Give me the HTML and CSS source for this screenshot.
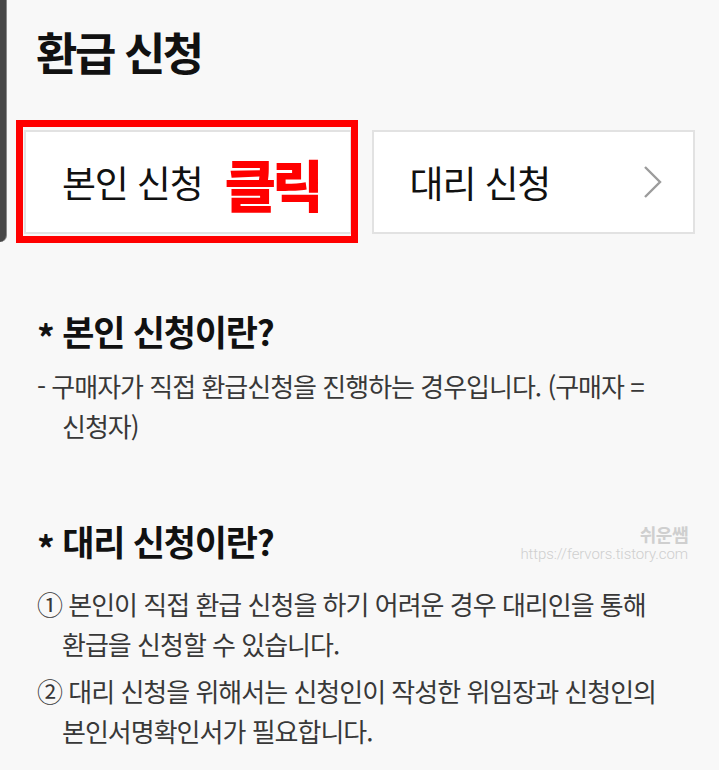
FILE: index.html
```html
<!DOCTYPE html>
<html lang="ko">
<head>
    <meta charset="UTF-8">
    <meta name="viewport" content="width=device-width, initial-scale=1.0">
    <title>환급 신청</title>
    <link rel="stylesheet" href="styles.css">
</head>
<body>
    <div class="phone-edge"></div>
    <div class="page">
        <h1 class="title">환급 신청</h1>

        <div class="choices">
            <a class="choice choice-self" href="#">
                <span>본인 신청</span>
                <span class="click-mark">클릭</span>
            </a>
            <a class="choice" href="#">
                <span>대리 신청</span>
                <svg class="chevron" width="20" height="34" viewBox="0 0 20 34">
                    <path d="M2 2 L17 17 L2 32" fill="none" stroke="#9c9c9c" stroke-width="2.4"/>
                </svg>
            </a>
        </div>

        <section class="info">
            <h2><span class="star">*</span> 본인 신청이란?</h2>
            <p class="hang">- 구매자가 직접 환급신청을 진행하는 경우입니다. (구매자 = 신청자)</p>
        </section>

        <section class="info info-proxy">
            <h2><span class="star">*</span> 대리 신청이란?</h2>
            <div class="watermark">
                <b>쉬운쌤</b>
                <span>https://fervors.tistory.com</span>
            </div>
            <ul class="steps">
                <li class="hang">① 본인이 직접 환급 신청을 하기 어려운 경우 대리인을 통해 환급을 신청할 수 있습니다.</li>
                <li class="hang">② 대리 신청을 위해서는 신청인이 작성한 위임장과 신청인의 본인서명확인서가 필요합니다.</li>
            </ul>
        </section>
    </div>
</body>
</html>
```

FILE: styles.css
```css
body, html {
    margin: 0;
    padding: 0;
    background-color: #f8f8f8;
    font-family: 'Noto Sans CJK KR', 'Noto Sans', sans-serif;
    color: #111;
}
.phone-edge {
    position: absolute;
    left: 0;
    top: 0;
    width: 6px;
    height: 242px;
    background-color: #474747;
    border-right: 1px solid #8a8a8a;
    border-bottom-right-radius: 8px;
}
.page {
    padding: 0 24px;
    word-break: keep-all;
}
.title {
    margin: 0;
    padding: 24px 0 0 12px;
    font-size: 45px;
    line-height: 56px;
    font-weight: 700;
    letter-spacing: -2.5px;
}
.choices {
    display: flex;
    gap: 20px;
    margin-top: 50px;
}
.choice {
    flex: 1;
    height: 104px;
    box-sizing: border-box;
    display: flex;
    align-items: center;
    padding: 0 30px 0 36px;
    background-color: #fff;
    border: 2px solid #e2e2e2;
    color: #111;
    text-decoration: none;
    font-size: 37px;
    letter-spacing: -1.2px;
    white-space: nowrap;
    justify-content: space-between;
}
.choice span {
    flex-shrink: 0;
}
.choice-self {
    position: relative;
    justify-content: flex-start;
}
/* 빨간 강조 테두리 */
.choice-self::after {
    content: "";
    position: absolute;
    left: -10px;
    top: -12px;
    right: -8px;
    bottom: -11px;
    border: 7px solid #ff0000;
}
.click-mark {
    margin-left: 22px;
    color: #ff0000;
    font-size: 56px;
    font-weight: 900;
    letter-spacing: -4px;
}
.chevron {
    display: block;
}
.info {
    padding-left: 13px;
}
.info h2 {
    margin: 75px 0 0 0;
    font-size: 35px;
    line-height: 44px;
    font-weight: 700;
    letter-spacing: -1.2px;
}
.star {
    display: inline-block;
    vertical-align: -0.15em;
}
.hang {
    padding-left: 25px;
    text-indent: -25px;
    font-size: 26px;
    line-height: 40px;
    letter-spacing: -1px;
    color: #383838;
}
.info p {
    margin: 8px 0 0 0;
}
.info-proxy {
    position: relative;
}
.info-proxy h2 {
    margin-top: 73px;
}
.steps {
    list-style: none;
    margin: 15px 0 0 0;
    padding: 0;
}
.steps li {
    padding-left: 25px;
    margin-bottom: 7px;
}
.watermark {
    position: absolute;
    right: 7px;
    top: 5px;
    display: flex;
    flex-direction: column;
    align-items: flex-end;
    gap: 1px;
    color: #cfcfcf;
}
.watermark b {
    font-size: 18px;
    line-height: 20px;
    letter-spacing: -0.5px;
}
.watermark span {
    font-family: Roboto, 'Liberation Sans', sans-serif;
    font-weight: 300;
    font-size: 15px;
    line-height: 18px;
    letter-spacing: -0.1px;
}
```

+++++

■ **Given request**
Reproduce each line word for word and drop the pictures.

■ **Answer to this exercise**
Give me the HTML and CSS source for this screenshot.
FILE: index.html
```html
<!DOCTYPE html>
<html lang="ko">
<head>
    <meta charset="UTF-8">
    <meta name="viewport" content="width=device-width, initial-scale=1.0">
    <title>환급 신청</title>
    <link rel="stylesheet" href="styles.css">
</head>
<body>
    <div class="phone-edge"></div>
    <div class="page">
        <h1 class="title">환급 신청</h1>

        <div class="choices">
            <a class="choice choice-self" href="#">
                <span>본인 신청</span>
                <span class="click-mark">클릭</span>
            </a>
            <a class="choice" href="#">
                <span>대리 신청</span>
                <svg class="chevron" width="20" height="34" viewBox="0 0 20 34">
                    <path d="M2 2 L17 17 L2 32" fill="none" stroke="#9c9c9c" stroke-width="2.4"/>
                </svg>
            </a>
        </div>

        <section class="info">
            <h2><span class="star">*</span> 본인 신청이란?</h2>
            <p class="hang">- 구매자가 직접 환급신청을 진행하는 경우입니다. (구매자 = 신청자)</p>
        </section>

        <section class="info info-proxy">
            <h2><span class="star">*</span> 대리 신청이란?</h2>
            <div class="watermark">
                <b>쉬운쌤</b>
                <span>https://fervors.tistory.com</span>
            </div>
            <ul class="steps">
                <li class="hang">① 본인이 직접 환급 신청을 하기 어려운 경우 대리인을 통해 환급을 신청할 수 있습니다.</li>
                <li class="hang">② 대리 신청을 위해서는 신청인이 작성한 위임장과 신청인의 본인서명확인서가 필요합니다.</li>
            </ul>
        </section>
    </div>
</body>
</html>
```

FILE: styles.css
```css
body, html {
    margin: 0;
    padding: 0;
    background-color: #f8f8f8;
    font-family: 'Noto Sans CJK KR', 'Noto Sans', sans-serif;
    color: #111;
}
.phone-edge {
    position: absolute;
    left: 0;
    top: 0;
    width: 6px;
    height: 242px;
    background-color: #474747;
    border-right: 1px solid #8a8a8a;
    border-bottom-right-radius: 8px;
}
.page {
    padding: 0 24px;
    word-break: keep-all;
}
.title {
    margin: 0;
    padding: 24px 0 0 12px;
    font-size: 45px;
    line-height: 56px;
    font-weight: 700;
    letter-spacing: -2.5px;
}
.choices {
    display: flex;
    gap: 20px;
    margin-top: 50px;
}
.choice {
    flex: 1;
    height: 104px;
    box-sizing: border-box;
    display: flex;
    align-items: center;
    padding: 0 30px 0 36px;
    background-color: #fff;
    border: 2px solid #e2e2e2;
    color: #111;
    text-decoration: none;
    font-size: 37px;
    letter-spacing: -1.2px;
    white-space: nowrap;
    justify-content: space-between;
}
.choice span {
    flex-shrink: 0;
}
.choice-self {
    position: relative;
    justify-content: flex-start;
}
/* 빨간 강조 테두리 */
.choice-self::after {
    content: "";
    position: absolute;
    left: -10px;
    top: -12px;
    right: -8px;
    bottom: -11px;
    border: 7px solid #ff0000;
}
.click-mark {
    margin-left: 22px;
    color: #ff0000;
    font-size: 56px;
    font-weight: 900;
    letter-spacing: -4px;
}
.chevron {
    display: block;
}
.info {
    padding-left: 13px;
}
.info h2 {
    margin: 75px 0 0 0;
    font-size: 35px;
    line-height: 44px;
    font-weight: 700;
    letter-spacing: -1.2px;
}
.star {
    display: inline-block;
    vertical-align: -0.15em;
}
.hang {
    padding-left: 25px;
    text-indent: -25px;
    font-size: 26px;
    line-height: 40px;
    letter-spacing: -1px;
    color: #383838;
}
.info p {
    margin: 8px 0 0 0;
}
.info-proxy {
    position: relative;
}
.info-proxy h2 {
    margin-top: 73px;
}
.steps {
    list-style: none;
    margin: 15px 0 0 0;
    padding: 0;
}
.steps li {
    padding-left: 25px;
    margin-bottom: 7px;
}
.watermark {
    position: absolute;
    right: 7px;
    top: 5px;
    display: flex;
    flex-direction: column;
    align-items: flex-end;
    gap: 1px;
    color: #cfcfcf;
}
.watermark b {
    font-size: 18px;
    line-height: 20px;
    letter-spacing: -0.5px;
}
.watermark span {
    font-family: Roboto, 'Liberation Sans', sans-serif;
    font-weight: 300;
    font-size: 15px;
    line-height: 18px;
    letter-spacing: -0.1px;
}
```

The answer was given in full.